Rezim periode 1975-1978 ini juga dikenal dengan Rezim Demokratik Kampuchea yang beranggapan bahwa Tuhan sudah mati dan partai akan memberikan segalanya untuk penduduk. Penduduk hanya dikondisikan untuk memikirkan partai. Mereka juga menberikan sugesti bahwa tidak ada yang terjadi di masa lalu dan mereka menyebut rezimnya sebagai “Tahun Nol”.

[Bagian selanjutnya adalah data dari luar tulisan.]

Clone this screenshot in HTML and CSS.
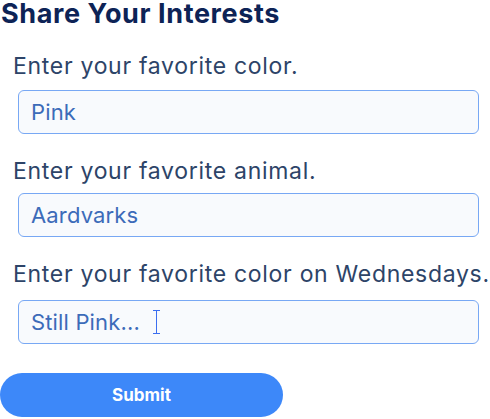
FILE: index.html
```html
<!DOCTYPE html>
<html lang="en">
<head>
<meta charset="utf-8">
<title>Share Your Interests</title>
<link rel="stylesheet" href="styles.css">
</head>
<body>
<form class="form">
  <h1 class="title">Share Your Interests</h1>
  <div class="field field-1">
    <label class="label">Enter your favorite color.</label>
    <div class="input"><span class="value">Pink</span></div>
  </div>
  <div class="field field-2">
    <label class="label">Enter your favorite animal.</label>
    <div class="input"><span class="value">Aardvarks</span></div>
  </div>
  <div class="field field-3">
    <label class="label">Enter your favorite color on Wednesdays.</label>
    <div class="input"><span class="value">Still Pink...</span><span class="ibeam"></span></div>
  </div>
  <button type="button" class="submit">Submit</button>
</form>
</body>
</html>
```
FILE: styles.css
```css
html, body {
  margin: 0;
  padding: 0;
  background: #ffffff;
}
body {
  width: 490px;
  height: 419px;
  overflow: hidden;
  font-family: Inter, "Noto Sans", sans-serif;
}
.form {
  display: flex;
  flex-direction: column;
}
.title {
  margin: 0;
  padding: 0 0 0 1px;
  font-size: 27px;
  line-height: 28px;
  font-weight: 700;
  color: #0d2356;
  letter-spacing: 0.6px;
  white-space: nowrap;
}
.field {
  display: flex;
  flex-direction: column;
}
.field-1 { margin-top: 24px; }
.field-2 { margin-top: 23px; }
.field-3 { margin-top: 23px; }
.label {
  padding-left: 13px;
  font-size: 23px;
  line-height: 28px;
  color: #2d4468;
  font-weight: 400;
  letter-spacing: 0.7px;
  white-space: nowrap;
}
.input {
  margin: 10px 0 0 18px;
  width: 461px;
  height: 44px;
  box-sizing: border-box;
  border: 1px solid #78a8f4;
  border-radius: 6px;
  background: #f8fafd;
  display: flex;
  align-items: center;
  padding-left: 12px;
  font-size: 22px;
  letter-spacing: 0.15px;
  color: #3c6bb9;
}
.field-2 .input { margin-top: 8px; }
.field-3 .input { margin-top: 12px; }
.ibeam {
  position: relative;
  width: 7px;
  height: 24px;
  margin-left: 13px;
  border-top: 1.5px solid #3b6ef0;
  border-bottom: 1.5px solid #3b6ef0;
  box-sizing: border-box;
}
.ibeam::after {
  content: "";
  position: absolute;
  left: 3px;
  top: 0;
  bottom: 0;
  width: 1.5px;
  background: #3b6ef0;
}
.submit {
  margin-top: 29px;
  width: 283px;
  height: 44px;
  border: none;
  border-radius: 22px;
  background: #3d88f9;
  color: #ffffff;
  font-family: Inter, "Noto Sans", sans-serif;
  font-size: 17px;
  font-weight: 700;
  padding: 0;
}
```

Para penduduk didera rasa ketakutan karena mereka selalu merasa disekitarnya adalah musuh yang sewaktu-waktu bisa merenggut nyawa mereka. Sejarah kelam kebrutalan rezim komunis yang berkuasa pada 1975-1979 itu belum bisa sepenuhnya dihapus dari ingatan rakyat Kamboja maupun dunia internasional. Sampai sekarang masih terdapat bukti dari kebiadaban rezim Pol Pot seperti di Kamp penyiksaan Tuol Sleng serta “ladang pembantaian” (killing field) Choeung Ek. Choeung Ek adalah ‘ladang pembantaian’ yang digunakan rezim Khmer Merah selama empat tahun, sebagai lokasi eksekusi orang-orang berpendidikan tinggi dari Phnom Penh. Sekitar 20.000 orang dieksekusi di situ.
Sebagian besar korban yang dieksekusi adalah pegawai pemerintahan, militer, dokter, pengacara, insinyur, guru, diplomat tinggi, serta kalangan profesional lain. Mereka yang dieksekusi umumnya pernah bekerja di bawah rezim Lon Nol, yakni pemerintah dukungan AS, tetapi dikenal sangat buruk dan korup. Tanpa pandang bulu, mereka yang diketahui punya ide dan pandangan politik berbeda dengan Pol Pot, ditangkap dan dieksekusi.
Penangkapan bahkan kerap terjadi pada orang yang hanya karena berpenampilan intelektual, antara lain dapat berbahasa asing, punya telapak tangan halus, berkaca mata, serta bermata pencarian bukan buruh, petani, atau pekerjaan-pekerjaan kasar lain. Choeung Ek, yang awalnya lokasi pemakaman warga Tionghoa, berada di kawasan seluas sekitar 2,5 hektare.
Sebetulnya, “ladang pembantaian” Choeung Ek berada di sebuah lahan terbuka yang sangat luas. Tetapi setelah dilakukan penggalian kuburan massal, Pemerintah Kamboja menetapkan bahwa ladang pembantaian itu berada di lokasi seluas 2,5 hektare. Setelah jatuhnya rezim Pol Pot pada 1979, ada 86 dari total 129 kuburan massal di Choeung Ek berhasil digali. Sebanyak 8.985 mayat ditemukan di lokasi kuburan massal tersebut.